▸ PROBLEM STATEMENT
Look for the string "screenshot" in the lines and copy each line that has it.

▸ EXTRACTED INFORMATION

** begin **

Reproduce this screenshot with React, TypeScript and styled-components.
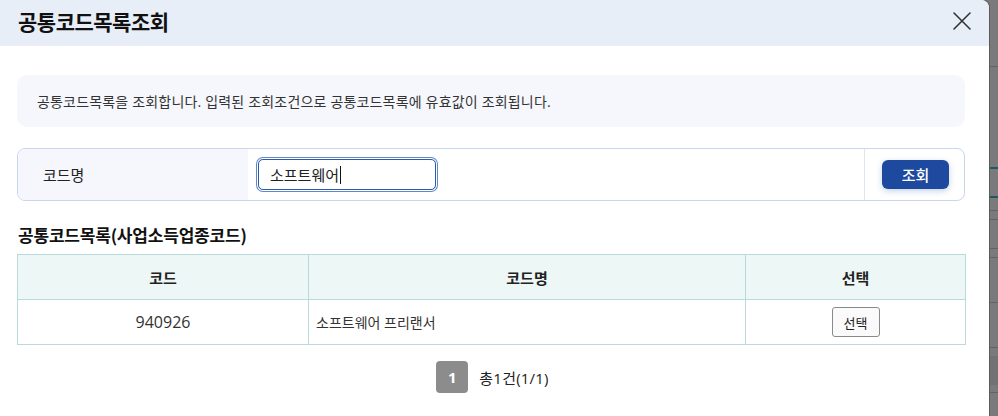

** end **
** begin **

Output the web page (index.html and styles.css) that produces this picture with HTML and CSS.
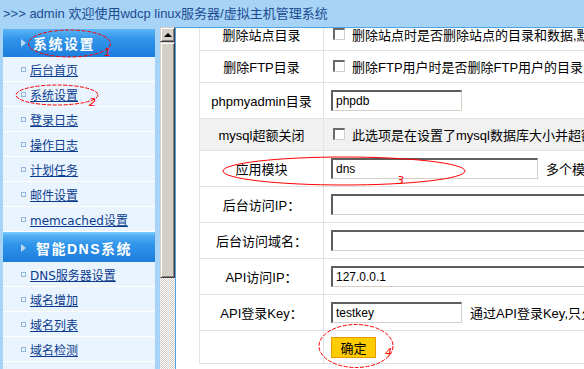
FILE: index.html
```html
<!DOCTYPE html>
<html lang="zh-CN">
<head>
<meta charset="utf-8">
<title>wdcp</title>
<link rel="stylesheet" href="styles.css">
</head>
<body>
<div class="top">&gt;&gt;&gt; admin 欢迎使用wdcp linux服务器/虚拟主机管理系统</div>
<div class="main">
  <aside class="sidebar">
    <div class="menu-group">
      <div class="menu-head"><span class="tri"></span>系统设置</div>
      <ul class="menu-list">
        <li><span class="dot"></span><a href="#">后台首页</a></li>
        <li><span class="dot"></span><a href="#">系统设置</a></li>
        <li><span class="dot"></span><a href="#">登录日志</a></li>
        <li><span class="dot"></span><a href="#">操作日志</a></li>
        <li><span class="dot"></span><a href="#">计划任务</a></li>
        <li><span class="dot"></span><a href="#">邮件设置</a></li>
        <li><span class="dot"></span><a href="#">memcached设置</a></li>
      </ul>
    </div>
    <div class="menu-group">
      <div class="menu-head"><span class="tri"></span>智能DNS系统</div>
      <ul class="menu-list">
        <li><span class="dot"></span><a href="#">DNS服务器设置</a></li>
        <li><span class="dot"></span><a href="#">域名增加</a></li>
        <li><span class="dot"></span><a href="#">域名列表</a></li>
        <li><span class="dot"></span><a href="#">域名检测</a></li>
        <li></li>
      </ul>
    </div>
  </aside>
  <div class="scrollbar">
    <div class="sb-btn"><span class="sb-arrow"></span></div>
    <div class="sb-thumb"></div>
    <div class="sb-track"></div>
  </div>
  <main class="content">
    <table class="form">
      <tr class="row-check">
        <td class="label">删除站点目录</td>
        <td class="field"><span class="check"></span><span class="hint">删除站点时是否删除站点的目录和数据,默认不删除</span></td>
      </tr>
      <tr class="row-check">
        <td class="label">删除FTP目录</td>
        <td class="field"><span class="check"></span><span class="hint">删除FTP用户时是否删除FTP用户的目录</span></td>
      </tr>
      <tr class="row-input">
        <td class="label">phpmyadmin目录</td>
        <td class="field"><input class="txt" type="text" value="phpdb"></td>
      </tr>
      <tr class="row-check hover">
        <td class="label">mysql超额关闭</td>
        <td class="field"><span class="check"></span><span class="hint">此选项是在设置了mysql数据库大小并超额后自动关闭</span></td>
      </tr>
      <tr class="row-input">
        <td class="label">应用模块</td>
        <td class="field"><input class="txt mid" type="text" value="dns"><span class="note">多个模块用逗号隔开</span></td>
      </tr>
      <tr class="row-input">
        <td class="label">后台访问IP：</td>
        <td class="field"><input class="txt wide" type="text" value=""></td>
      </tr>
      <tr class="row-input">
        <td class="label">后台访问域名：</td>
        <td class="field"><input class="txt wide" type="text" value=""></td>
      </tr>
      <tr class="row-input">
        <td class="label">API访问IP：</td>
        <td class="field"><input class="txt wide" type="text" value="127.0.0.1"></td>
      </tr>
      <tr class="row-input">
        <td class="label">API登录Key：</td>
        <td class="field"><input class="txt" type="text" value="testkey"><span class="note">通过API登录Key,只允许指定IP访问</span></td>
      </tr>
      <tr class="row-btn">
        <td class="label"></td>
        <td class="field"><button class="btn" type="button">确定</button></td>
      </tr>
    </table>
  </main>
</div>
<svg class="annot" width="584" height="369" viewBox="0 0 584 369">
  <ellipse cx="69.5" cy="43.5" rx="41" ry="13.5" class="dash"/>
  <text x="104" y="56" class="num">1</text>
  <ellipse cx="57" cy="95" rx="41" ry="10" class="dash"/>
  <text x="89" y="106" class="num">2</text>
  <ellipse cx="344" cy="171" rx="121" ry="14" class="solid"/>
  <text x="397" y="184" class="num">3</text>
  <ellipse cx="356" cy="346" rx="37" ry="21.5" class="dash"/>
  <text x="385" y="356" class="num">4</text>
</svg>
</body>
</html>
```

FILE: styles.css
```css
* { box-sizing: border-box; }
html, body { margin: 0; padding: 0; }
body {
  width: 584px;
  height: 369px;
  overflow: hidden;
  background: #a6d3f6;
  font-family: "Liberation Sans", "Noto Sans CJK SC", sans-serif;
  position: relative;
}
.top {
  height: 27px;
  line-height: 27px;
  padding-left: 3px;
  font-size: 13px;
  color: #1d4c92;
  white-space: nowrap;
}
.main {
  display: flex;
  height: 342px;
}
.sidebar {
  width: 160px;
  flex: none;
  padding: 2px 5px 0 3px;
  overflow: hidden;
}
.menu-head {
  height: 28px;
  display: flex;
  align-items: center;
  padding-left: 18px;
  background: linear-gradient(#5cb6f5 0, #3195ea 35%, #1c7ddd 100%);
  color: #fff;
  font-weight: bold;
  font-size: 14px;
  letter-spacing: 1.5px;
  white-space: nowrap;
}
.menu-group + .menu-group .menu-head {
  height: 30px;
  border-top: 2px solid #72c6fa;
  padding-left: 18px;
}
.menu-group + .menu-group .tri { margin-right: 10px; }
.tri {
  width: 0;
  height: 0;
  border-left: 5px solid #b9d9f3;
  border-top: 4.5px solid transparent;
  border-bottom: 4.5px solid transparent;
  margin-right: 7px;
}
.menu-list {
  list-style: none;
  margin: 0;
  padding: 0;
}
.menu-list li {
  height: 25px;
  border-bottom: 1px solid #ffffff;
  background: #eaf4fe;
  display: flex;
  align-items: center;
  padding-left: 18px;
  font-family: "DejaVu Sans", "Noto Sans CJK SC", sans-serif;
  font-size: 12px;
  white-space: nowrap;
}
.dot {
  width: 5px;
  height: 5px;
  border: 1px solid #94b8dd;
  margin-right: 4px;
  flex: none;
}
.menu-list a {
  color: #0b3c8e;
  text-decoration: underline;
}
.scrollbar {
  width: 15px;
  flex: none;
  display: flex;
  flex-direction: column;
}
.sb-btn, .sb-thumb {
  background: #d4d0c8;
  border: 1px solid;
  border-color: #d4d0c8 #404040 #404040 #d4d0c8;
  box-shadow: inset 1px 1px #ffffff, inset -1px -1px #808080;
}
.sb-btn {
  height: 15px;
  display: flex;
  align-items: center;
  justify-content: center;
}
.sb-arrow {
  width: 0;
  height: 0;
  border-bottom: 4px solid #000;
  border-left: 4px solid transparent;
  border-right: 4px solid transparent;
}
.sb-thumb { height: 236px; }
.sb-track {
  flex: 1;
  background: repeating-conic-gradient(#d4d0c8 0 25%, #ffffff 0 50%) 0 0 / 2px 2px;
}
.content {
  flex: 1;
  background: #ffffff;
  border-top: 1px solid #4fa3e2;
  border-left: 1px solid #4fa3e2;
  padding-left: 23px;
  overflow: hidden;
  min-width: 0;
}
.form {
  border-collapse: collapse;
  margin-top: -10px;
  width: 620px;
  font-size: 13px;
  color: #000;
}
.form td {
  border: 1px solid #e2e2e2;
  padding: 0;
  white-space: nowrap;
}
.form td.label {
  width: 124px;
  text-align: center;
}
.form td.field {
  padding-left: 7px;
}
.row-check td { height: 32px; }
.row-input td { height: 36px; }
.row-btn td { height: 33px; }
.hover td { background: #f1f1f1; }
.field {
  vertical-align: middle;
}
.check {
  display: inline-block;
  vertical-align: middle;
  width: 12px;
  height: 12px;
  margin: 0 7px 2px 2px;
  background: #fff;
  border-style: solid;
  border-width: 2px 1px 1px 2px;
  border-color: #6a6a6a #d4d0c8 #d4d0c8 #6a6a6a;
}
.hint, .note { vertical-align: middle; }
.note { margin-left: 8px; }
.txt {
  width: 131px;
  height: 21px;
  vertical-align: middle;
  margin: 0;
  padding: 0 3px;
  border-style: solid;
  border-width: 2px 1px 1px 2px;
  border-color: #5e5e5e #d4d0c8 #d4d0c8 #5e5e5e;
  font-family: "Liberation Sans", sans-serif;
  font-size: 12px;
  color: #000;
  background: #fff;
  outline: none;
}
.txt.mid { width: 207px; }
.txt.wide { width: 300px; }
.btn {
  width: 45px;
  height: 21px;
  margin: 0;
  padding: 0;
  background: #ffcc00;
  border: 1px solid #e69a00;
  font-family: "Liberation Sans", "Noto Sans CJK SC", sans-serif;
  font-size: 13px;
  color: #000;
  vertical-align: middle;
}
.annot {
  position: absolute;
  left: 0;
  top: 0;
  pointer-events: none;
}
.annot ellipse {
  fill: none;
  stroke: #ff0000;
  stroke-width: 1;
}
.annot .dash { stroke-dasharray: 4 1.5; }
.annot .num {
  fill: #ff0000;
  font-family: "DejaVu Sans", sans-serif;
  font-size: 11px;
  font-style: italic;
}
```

** end **
** begin **

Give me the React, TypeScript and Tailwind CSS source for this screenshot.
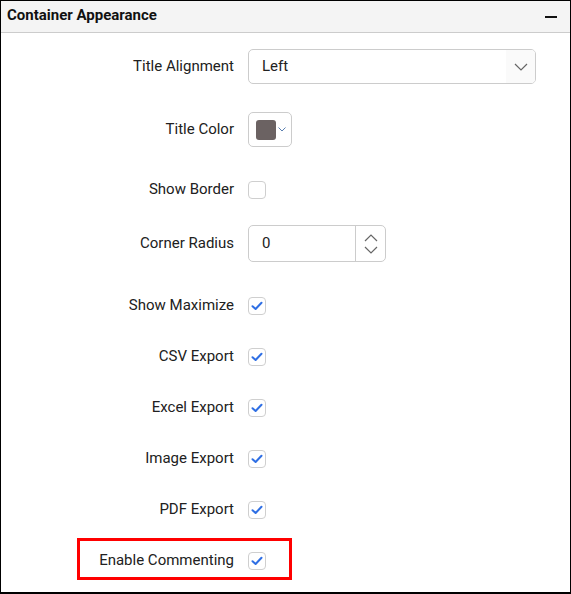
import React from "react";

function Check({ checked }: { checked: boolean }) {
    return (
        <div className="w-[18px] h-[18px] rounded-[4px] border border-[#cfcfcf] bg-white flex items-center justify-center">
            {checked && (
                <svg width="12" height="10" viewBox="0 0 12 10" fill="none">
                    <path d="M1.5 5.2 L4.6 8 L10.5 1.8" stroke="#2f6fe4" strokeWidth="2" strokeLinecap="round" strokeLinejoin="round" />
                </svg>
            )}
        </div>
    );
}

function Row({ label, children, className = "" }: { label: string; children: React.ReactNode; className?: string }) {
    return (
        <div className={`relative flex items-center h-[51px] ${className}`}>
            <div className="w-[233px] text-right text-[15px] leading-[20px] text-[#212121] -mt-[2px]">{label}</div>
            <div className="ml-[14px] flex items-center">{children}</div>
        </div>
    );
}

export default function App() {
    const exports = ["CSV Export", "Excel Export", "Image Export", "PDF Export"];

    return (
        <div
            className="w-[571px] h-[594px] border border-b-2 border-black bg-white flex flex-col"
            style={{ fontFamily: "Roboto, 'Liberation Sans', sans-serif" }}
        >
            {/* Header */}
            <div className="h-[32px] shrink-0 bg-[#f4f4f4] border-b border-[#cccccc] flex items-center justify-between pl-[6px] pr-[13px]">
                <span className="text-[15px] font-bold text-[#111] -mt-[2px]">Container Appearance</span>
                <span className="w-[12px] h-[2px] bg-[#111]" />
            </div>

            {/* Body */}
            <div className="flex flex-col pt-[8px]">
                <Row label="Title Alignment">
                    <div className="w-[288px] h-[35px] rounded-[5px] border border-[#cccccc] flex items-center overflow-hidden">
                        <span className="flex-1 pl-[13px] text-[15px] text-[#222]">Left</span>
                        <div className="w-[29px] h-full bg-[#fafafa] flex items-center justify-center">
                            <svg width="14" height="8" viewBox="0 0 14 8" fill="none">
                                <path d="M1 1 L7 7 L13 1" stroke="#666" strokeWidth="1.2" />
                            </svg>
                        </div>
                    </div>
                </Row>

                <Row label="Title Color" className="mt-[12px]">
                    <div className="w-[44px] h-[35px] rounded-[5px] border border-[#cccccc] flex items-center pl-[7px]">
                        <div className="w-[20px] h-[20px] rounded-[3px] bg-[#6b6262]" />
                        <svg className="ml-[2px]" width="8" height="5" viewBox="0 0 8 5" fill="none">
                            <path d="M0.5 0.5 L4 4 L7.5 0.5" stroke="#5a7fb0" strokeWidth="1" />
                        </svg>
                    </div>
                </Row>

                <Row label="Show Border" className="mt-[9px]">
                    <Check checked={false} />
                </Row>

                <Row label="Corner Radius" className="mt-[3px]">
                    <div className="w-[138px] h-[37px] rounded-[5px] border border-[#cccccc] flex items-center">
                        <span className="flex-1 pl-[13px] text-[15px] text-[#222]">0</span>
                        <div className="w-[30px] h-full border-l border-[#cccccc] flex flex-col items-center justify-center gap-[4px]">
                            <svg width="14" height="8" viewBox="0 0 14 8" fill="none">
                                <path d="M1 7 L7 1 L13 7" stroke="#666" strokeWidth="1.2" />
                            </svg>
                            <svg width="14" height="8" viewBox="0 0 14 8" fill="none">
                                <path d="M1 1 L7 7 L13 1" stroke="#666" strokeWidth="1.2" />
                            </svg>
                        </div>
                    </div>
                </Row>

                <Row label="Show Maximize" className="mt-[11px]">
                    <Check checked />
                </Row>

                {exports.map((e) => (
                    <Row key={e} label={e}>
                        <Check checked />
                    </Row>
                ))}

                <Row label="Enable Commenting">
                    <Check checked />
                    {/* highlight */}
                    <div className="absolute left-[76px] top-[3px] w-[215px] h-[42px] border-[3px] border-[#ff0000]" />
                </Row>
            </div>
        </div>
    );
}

** end **

▸ ANSWER FOR THE TASK
Reproduce this screenshot with React, TypeScript and styled-components.
Give me the React, TypeScript and Tailwind CSS source for this screenshot.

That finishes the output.